### WORK TO COMPLETE
Return a copy of every line in the records that includes the word "React".

## Start

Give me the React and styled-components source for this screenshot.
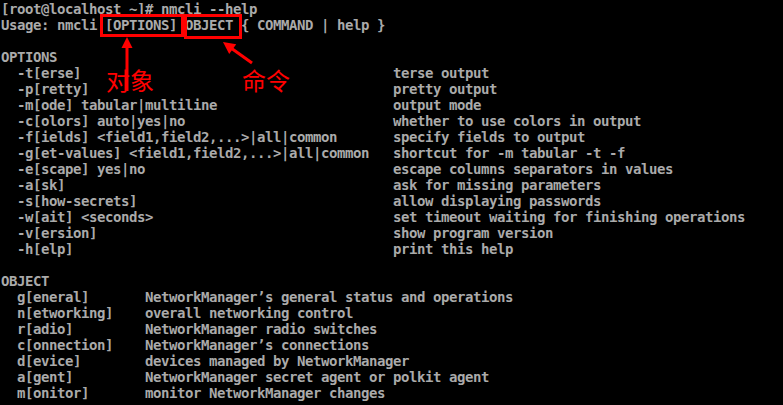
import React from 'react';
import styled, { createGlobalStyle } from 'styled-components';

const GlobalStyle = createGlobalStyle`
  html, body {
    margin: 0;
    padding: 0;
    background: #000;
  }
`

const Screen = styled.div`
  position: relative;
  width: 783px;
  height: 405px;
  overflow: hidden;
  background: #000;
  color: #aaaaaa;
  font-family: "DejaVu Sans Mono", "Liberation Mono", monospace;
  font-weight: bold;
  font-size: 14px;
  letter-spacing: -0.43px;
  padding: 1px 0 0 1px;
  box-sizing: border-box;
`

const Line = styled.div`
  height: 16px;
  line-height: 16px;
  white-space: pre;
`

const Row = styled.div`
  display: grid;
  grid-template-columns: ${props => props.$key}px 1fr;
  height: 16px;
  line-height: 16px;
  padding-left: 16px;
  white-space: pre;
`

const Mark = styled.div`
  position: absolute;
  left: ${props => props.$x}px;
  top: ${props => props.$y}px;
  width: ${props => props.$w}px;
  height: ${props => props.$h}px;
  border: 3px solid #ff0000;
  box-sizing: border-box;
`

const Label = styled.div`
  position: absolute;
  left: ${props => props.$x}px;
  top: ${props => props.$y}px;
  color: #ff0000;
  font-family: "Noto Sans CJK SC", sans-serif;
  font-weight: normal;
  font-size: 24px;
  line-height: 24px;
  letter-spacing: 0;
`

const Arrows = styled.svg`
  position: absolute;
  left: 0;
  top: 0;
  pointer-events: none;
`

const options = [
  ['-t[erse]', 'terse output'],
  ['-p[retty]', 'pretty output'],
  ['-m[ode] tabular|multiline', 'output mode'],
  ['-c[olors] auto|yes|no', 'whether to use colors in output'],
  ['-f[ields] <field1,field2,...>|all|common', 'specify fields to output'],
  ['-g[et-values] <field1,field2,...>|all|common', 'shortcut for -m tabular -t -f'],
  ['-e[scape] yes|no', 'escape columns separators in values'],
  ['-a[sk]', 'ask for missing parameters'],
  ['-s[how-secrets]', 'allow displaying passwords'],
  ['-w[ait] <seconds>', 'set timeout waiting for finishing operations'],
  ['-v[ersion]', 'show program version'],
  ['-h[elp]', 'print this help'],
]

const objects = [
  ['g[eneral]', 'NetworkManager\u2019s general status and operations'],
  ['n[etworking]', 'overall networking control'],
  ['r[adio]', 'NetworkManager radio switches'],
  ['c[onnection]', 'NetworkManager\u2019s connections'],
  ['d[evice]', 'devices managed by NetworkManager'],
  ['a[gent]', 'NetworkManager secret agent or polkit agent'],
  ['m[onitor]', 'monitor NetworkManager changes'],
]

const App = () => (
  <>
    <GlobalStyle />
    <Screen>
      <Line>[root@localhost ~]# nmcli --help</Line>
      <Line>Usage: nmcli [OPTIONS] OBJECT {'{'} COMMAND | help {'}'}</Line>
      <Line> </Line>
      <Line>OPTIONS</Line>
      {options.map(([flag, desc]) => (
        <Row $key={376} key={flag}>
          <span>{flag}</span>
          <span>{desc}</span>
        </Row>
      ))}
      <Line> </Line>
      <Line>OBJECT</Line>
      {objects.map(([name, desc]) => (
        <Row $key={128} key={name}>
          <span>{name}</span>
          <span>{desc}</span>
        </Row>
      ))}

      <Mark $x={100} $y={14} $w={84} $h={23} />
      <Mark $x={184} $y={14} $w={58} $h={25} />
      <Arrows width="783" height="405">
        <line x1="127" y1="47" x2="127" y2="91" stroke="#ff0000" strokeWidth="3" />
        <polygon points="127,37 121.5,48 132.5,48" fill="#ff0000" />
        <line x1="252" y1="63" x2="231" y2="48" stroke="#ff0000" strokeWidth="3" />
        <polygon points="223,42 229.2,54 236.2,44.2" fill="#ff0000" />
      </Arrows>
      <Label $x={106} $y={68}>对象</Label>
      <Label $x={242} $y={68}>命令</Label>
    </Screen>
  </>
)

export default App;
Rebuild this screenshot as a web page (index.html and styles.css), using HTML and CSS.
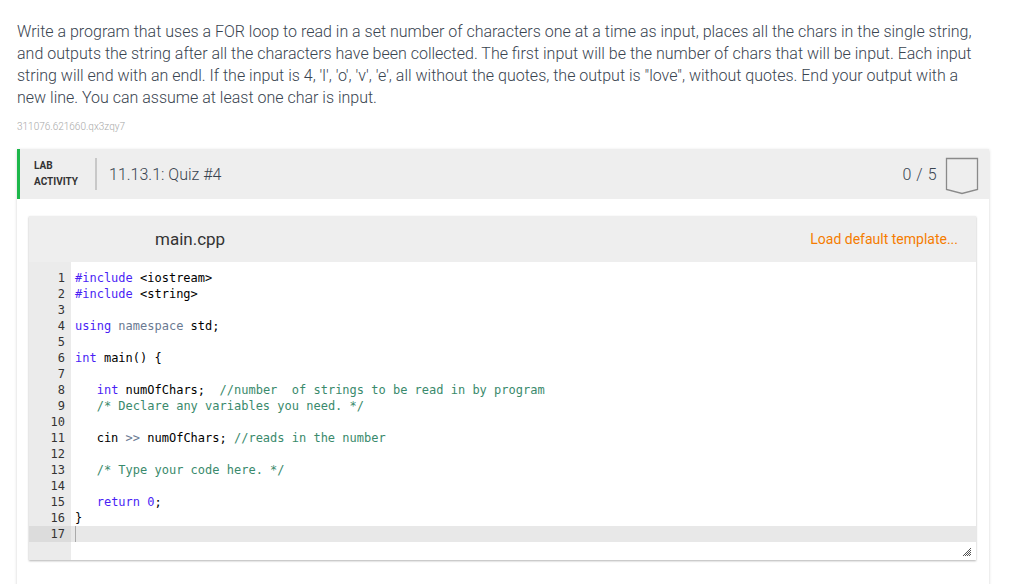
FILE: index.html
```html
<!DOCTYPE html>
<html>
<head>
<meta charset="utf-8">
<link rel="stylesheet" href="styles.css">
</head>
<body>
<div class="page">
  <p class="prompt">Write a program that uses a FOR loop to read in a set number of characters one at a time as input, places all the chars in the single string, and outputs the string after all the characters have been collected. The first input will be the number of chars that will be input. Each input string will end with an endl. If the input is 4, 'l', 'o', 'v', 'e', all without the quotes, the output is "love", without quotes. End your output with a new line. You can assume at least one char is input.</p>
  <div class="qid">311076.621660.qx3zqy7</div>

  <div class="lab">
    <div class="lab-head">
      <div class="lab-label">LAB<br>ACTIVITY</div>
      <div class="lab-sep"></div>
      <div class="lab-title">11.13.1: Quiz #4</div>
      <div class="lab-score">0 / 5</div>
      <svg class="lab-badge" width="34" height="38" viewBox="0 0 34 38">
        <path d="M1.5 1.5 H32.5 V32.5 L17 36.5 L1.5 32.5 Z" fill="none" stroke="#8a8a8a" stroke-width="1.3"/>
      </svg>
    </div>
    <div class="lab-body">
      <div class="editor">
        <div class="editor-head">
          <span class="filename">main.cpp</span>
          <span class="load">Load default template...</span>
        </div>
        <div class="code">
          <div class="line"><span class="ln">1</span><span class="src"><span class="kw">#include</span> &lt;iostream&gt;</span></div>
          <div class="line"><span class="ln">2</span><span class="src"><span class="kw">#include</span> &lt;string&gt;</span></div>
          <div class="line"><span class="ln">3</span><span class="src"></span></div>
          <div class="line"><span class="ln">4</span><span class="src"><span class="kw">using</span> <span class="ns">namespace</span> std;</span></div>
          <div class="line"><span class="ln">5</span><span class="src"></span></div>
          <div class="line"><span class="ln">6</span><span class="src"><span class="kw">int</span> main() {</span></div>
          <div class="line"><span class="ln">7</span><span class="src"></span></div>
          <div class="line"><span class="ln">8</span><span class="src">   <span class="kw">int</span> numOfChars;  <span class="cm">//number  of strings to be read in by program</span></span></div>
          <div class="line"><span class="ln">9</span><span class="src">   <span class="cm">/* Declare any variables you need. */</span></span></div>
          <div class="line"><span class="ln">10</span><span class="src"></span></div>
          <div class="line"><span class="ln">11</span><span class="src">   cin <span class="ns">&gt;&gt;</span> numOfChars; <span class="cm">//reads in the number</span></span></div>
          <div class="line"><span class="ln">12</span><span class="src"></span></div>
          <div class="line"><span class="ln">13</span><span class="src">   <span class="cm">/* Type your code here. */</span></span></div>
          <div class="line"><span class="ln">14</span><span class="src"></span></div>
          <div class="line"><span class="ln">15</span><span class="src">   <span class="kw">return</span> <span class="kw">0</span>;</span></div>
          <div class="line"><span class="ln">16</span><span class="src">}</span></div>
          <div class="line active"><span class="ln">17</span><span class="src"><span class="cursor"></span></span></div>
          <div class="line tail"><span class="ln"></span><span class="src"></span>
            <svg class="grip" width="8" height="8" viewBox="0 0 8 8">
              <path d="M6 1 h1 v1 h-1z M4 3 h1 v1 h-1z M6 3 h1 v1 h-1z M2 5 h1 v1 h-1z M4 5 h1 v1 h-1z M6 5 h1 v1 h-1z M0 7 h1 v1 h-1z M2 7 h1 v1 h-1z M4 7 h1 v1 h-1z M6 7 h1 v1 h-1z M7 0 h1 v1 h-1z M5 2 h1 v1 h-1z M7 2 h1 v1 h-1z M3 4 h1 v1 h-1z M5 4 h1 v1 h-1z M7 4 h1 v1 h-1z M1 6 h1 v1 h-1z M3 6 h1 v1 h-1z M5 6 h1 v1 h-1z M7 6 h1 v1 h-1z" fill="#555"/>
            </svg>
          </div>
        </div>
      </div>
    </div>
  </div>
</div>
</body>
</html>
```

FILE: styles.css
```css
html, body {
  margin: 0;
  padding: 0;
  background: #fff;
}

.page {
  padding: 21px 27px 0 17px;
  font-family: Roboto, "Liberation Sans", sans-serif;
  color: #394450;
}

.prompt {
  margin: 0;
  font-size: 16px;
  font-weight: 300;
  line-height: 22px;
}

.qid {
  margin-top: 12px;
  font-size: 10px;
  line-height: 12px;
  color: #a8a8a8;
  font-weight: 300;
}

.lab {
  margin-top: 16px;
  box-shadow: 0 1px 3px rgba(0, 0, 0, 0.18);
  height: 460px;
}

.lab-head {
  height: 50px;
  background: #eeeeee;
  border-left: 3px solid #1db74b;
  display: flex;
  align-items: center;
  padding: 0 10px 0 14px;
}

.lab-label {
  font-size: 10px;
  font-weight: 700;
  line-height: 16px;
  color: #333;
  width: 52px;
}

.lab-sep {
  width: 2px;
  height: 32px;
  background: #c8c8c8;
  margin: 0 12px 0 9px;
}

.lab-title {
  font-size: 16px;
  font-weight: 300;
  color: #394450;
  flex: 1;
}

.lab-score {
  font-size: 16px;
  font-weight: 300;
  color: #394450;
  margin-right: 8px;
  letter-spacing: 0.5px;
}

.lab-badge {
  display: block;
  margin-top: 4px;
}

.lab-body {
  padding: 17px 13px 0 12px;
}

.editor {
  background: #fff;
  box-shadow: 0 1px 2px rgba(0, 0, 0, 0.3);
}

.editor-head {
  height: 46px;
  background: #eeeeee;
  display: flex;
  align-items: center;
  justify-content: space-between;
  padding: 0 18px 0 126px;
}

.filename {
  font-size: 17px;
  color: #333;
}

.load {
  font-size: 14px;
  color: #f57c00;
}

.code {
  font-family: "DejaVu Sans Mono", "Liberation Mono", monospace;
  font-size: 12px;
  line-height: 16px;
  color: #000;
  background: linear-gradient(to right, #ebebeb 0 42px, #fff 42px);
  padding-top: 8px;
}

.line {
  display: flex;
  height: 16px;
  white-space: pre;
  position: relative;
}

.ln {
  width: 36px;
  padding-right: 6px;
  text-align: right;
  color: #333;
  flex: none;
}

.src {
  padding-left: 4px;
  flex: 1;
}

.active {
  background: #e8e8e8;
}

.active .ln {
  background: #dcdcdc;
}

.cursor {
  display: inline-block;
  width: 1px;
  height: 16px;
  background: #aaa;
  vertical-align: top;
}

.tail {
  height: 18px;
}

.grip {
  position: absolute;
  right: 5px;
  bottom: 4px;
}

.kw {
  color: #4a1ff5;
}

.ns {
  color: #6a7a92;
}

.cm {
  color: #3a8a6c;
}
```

## End

### THE RESPONSE
Give me the React and styled-components source for this screenshot.
import React from 'react';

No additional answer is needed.